Bod Groups advocating for pro-environment and child protection policies appealed to the youth to become smoke-free champions as the country celebrates earth month.

In the youth-led webinar entitled Up in the Smoke, Social Watch Philippines (SWP), Youth Advocates for Climate Action Philippines (YACAP), and the students from the University of Philippines – Diliman urged the youth to acknowledge smoking as an environmental crisis as we embrace the call to save mother earth.

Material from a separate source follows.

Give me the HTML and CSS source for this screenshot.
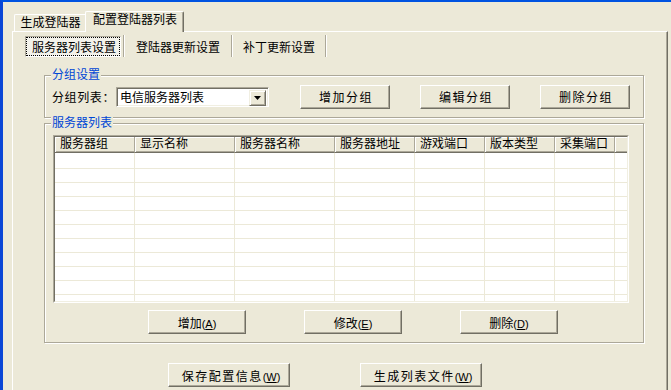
FILE: index.html
```html
<!DOCTYPE html>
<html lang="zh-CN">
<head>
  <meta charset="UTF-8" />
  <title>配置登陆器列表</title>
  <link rel="stylesheet" href="styles.css">
</head>
<body>
  <div class="window">
    <div class="tabs">
      <div class="tab">生成登陆器</div>
      <div class="tab active">配置登陆器列表</div>
    </div>

    <div class="panel">
      <div class="subtabs">
        <div class="subtab on"><span>服务器列表设置</span></div>
        <i class="sep"></i>
        <div class="subtab t2">登陆器更新设置</div>
        <i class="sep"></i>
        <div class="subtab t3">补丁更新设置</div>
        <i class="sep"></i>
      </div>

      <div class="group g1">
        <span class="caption">分组设置</span>
        <label class="lbl" for="groupList">分组列表：</label>
        <div class="combo" id="groupList">
          <span class="combo-text">电信服务器列表</span>
          <span class="combo-btn">
            <svg width="7" height="4" viewBox="0 0 7 4"><polygon points="0,0 7,0 3.5,4" fill="#000"/></svg>
          </span>
        </div>
        <button class="btn grp">增加分组</button>
        <button class="btn grp">编辑分组</button>
        <button class="btn grp">删除分组</button>
      </div>

      <div class="group g2">
        <span class="caption">服务器列表</span>
        <div class="listview">
          <div class="lv-inner">
            <div class="lv-head">
              <div class="c1">服务器组</div>
              <div class="c2">显示名称</div>
              <div class="c3">服务器名称</div>
              <div class="c4">服务器地址</div>
              <div class="c5">游戏端口</div>
              <div class="c6">版本类型</div>
              <div class="c7">采集端口</div>
              <div class="c8"></div>
            </div>
            <div class="lv-body">
              <div class="lv-row first"><i class="c1"></i><i class="c2"></i><i class="c3"></i><i class="c4"></i><i class="c5"></i><i class="c6"></i><i class="c7"></i><i class="c8"></i></div>
              <div class="lv-row"><i class="c1"></i><i class="c2"></i><i class="c3"></i><i class="c4"></i><i class="c5"></i><i class="c6"></i><i class="c7"></i><i class="c8"></i></div>
              <div class="lv-row"><i class="c1"></i><i class="c2"></i><i class="c3"></i><i class="c4"></i><i class="c5"></i><i class="c6"></i><i class="c7"></i><i class="c8"></i></div>
              <div class="lv-row"><i class="c1"></i><i class="c2"></i><i class="c3"></i><i class="c4"></i><i class="c5"></i><i class="c6"></i><i class="c7"></i><i class="c8"></i></div>
              <div class="lv-row"><i class="c1"></i><i class="c2"></i><i class="c3"></i><i class="c4"></i><i class="c5"></i><i class="c6"></i><i class="c7"></i><i class="c8"></i></div>
              <div class="lv-row"><i class="c1"></i><i class="c2"></i><i class="c3"></i><i class="c4"></i><i class="c5"></i><i class="c6"></i><i class="c7"></i><i class="c8"></i></div>
              <div class="lv-row"><i class="c1"></i><i class="c2"></i><i class="c3"></i><i class="c4"></i><i class="c5"></i><i class="c6"></i><i class="c7"></i><i class="c8"></i></div>
              <div class="lv-row"><i class="c1"></i><i class="c2"></i><i class="c3"></i><i class="c4"></i><i class="c5"></i><i class="c6"></i><i class="c7"></i><i class="c8"></i></div>
              <div class="lv-row"><i class="c1"></i><i class="c2"></i><i class="c3"></i><i class="c4"></i><i class="c5"></i><i class="c6"></i><i class="c7"></i><i class="c8"></i></div>
              <div class="lv-row"><i class="c1"></i><i class="c2"></i><i class="c3"></i><i class="c4"></i><i class="c5"></i><i class="c6"></i><i class="c7"></i><i class="c8"></i></div>
              <div class="lv-row rest"><i class="c1"></i><i class="c2"></i><i class="c3"></i><i class="c4"></i><i class="c5"></i><i class="c6"></i><i class="c7"></i><i class="c8"></i></div>
            </div>
          </div>
        </div>
        <div class="row-btns">
          <button class="btn small">增加<span class="acc">(<u>A</u>)</span></button>
          <button class="btn small">修改<span class="acc">(<u>E</u>)</span></button>
          <button class="btn small">删除<span class="acc">(<u>D</u>)</span></button>
        </div>
      </div>

      <div class="bottom-btns">
        <button class="btn wide">保存配置信息<span class="acc">(<u>W</u>)</span></button>
        <button class="btn wide">生成列表文件<span class="acc">(<u>W</u>)</span></button>
      </div>
    </div>
  </div>
</body>
</html>
```

FILE: styles.css
```css
:root {
  --face: #ECE9D8;
  --light: #ffffff;
  --shadow: #ACA899;
  --dark: #716F64;
  --caption: #0046D5;
}
* {
  box-sizing: border-box;
}
body {
  margin: 0;
  background: var(--face);
  font-family: "Liberation Sans", "Noto Sans CJK SC", sans-serif;
  font-size: 12px;
  color: #000;
  overflow: hidden;
}
.window {
  height: 390px;
  border-top: 2px solid #0053e1;
  border-left: 3px solid #0a46d6;
  overflow: hidden;
}

/* outer tabs */
.tabs {
  display: flex;
  align-items: flex-end;
  height: 29px;
  padding-left: 11px;
}
.tab {
  width: 71px;
  height: 17px;
  line-height: 16px;
  text-align: center;
  border-top: 1px solid var(--light);
  border-left: 1px solid var(--light);
  border-top-left-radius: 2px;
  padding-left: 1px;
}
.tab.active {
  width: 99px;
  height: 21px;
  line-height: 17px;
  margin-bottom: -1px;
  border-right: 1px solid var(--dark);
  border-top-right-radius: 2px;
  box-shadow: inset -1px 0 var(--shadow);
  background: var(--face);
  position: relative;
  z-index: 1;
}

.panel {
  margin: 0 3px 0 9px;
  height: 400px;
  border-top: 1px solid var(--light);
  border-left: 1px solid var(--light);
  border-right: 1px solid var(--dark);
  box-shadow: inset -1px 0 var(--shadow);
}

/* inner tabs */
.subtabs {
  display: flex;
  height: 22px;
  margin-top: 3px;
  padding-left: 12px;
}
.subtab {
  display: flex;
  align-items: center;
  justify-content: center;
}
.subtab.on {
  width: 96px;
  height: 21px;
  margin: 1px 2px 0 0;
  border: 1px solid;
  border-color: var(--shadow) var(--light) var(--light) var(--shadow);
  background: #f3f2eb;
  padding: 1px;
}
.subtab.on span {
  display: flex;
  align-items: center;
  justify-content: center;
  width: 100%;
  height: 100%;
  outline: 1px dotted #000;
  padding-left: 2px;
}
.subtab.t2 {
  width: 106px;
}
.subtab.t3 {
  width: 92px;
}
.sep {
  width: 2px;
  border-left: 1px solid var(--shadow);
  border-right: 1px solid var(--light);
}

/* group boxes */
.group {
  position: relative;
  width: 600px;
  margin-left: 31px;
  border: 1px solid var(--shadow);
  box-shadow: inset 1px 1px var(--light), 1px 1px var(--light);
}
.caption {
  position: absolute;
  left: 6px;
  top: -8px;
  padding: 0 1px;
  line-height: 14px;
  background: var(--face);
  color: var(--caption);
}
.g1 {
  display: flex;
  align-items: center;
  height: 43px;
  margin-top: 18px;
  padding-left: 7px;
}
.g1 > * {
  flex-shrink: 0;
}
.lbl {
  width: 64px;
  white-space: nowrap;
  letter-spacing: 0.6px;
}
.combo {
  display: flex;
  width: 153px;
  height: 20px;
  margin-right: 31px;
  border: 1px solid;
  border-color: var(--shadow) var(--light) var(--light) var(--shadow);
  box-shadow: inset 1px 1px var(--dark), inset -1px -1px #F1EFE2;
  background: #fff;
  padding: 2px;
}
.combo-text {
  flex: 1;
  line-height: 16px;
  padding-left: 1px;
  white-space: nowrap;
}
.combo-btn {
  display: flex;
  align-items: center;
  justify-content: center;
  width: 17px;
  height: 16px;
  background: var(--face);
  border: 1px solid;
  border-color: #F1EFE2 var(--dark) var(--dark) #F1EFE2;
  box-shadow: inset 1px 1px var(--light), inset -1px -1px var(--shadow);
}

.btn {
  font: inherit;
  color: #000;
  height: 24px;
  padding: 0;
  white-space: nowrap;
  background: var(--face);
  border: 1px solid;
  border-color: var(--light) var(--dark) var(--dark) var(--light);
  box-shadow: inset -1px -1px var(--shadow);
}
.btn.grp {
  width: 90px;
  margin-right: 30px;
  letter-spacing: 1.5px;
  padding-left: 2px;
}
.btn.grp:last-child {
  margin-right: 0;
}
.acc {
  font-size: 11px;
  letter-spacing: 0;
}

.g2 {
  height: 220px;
  margin-top: 5px;
  padding: 11px 0 0 8px;
}
.listview {
  width: 576px;
  height: 168px;
  border: 1px solid;
  border-color: var(--shadow) var(--light) var(--light) var(--shadow);
}
.lv-inner {
  display: flex;
  flex-direction: column;
  height: 100%;
  border: 1px solid;
  border-color: var(--dark) #F1EFE2 #F1EFE2 var(--dark);
  background: #fff;
}
.lv-head {
  display: flex;
  height: 16px;
  background: var(--face);
}
.lv-head div {
  height: 16px;
  line-height: 15px;
  padding-left: 5px;
  white-space: nowrap;
  border-right: 1px solid var(--shadow);
  border-bottom: 1px solid var(--dark);
  box-shadow: inset 1px 1px var(--light), inset 0 -1px var(--shadow);
}
.lv-head .c8 {
  border-right: 0;
}
.c1 { width: 80px; }
.c2 { width: 100px; }
.c3 { width: 100px; }
.c4 { width: 80px; }
.c5 { width: 70px; }
.c6 { width: 70px; }
.c7 { width: 60px; }
.c8 { width: 12px; }
.lv-body {
  flex: 1;
  display: flex;
  flex-direction: column;
}
.lv-row {
  display: flex;
  height: 14px;
  border-bottom: 1px solid var(--face);
}
.lv-row.first {
  height: 16px;
}
.lv-row.rest {
  flex: 1;
  border-bottom: 0;
}
.lv-row i {
  border-right: 1px solid var(--face);
}
.lv-row i.c8 {
  border-right: 0;
}

.row-btns {
  display: flex;
  gap: 58px;
  margin-top: 7px;
  padding-left: 95px;
}
.btn.small {
  width: 98px;
}
.bottom-btns {
  display: flex;
  gap: 70px;
  margin: 20px 0 0 155px;
}
.btn.wide {
  width: 122px;
  letter-spacing: 1.5px;
  padding-left: 4px;
}
```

“It is a common notion that smoking is just a health issue. However, Social Watch Philippines recognized the entirety of its impacts on health, environment, economic, social, and political spheres. Discussing its environmental blows is a timely yet rarely explored topic. I hope we can consistently include the issue in discoursing climate change and other ecological concerns,” said Dr. Ma. Victoria R. Raquiza, Co-convenor of SWP.

YACAP spokesperson Eiren Beunvaje discussed the negative environmental consequences of smoking, such as land degradation, deforestation, production of toxic wastes, incorrect disposal of cigarette butts, and carbon emissions.

“Kapag may isang tao na naninigarilyo ng isang pack per day for 50 years, magkakaroon ka ng 5.1 trillion carbon dioxide emissions. Para ma-offset o ma-balance ang na-release na carbon dioxide, kailangan magtanim o mag-alaga ng 132 tree seedlings sa loob ng sampung taon,” added spokesperson Beunvaje.

She highlighted the destructive impact of the tobacco supply chain naming cultivation, curing, and manufacturing the most detrimental to natural resources.

“Sa curing stage, the direct burning of wood and coal accounts for more carbon emissions than all stages combined. In one year, this process produces 45 million tons of carbon dioxide emissions globally. Hindi pa kasama rito ang carbon dioxide na nare-release dahil sa deforestation,” she said.

Beunvaje also encourages the youth to ponder on the adverse effects of the production and post-consumer waste issues of non-tobacco elements of cigarettes, including filters and packaging.

SWP Project Deputy Coordinator Christian Payumo noted the critical role of youth in the holistic handling of advocacy matters from conceptualization, planning, execution, and assessment. This also covers mobilization, research, legislative lobbying, and media exposure.

“Very powerful ang role ng youth. Kung ang ibang sectors ay natatanggihan o iniiwasan ng policy makers, ang mga kabataan ay hindi nila matanggihan kasi napakalakas ng political power natin, lalong-lalo na sa social media,” said Payumo.

“As young agents for change, the voices of our youth should be the primary mover of our common development agenda. I hope our leaders listen to these young advocates as they are the most important stakeholder in developing a smoke-free community,” Raquiza added.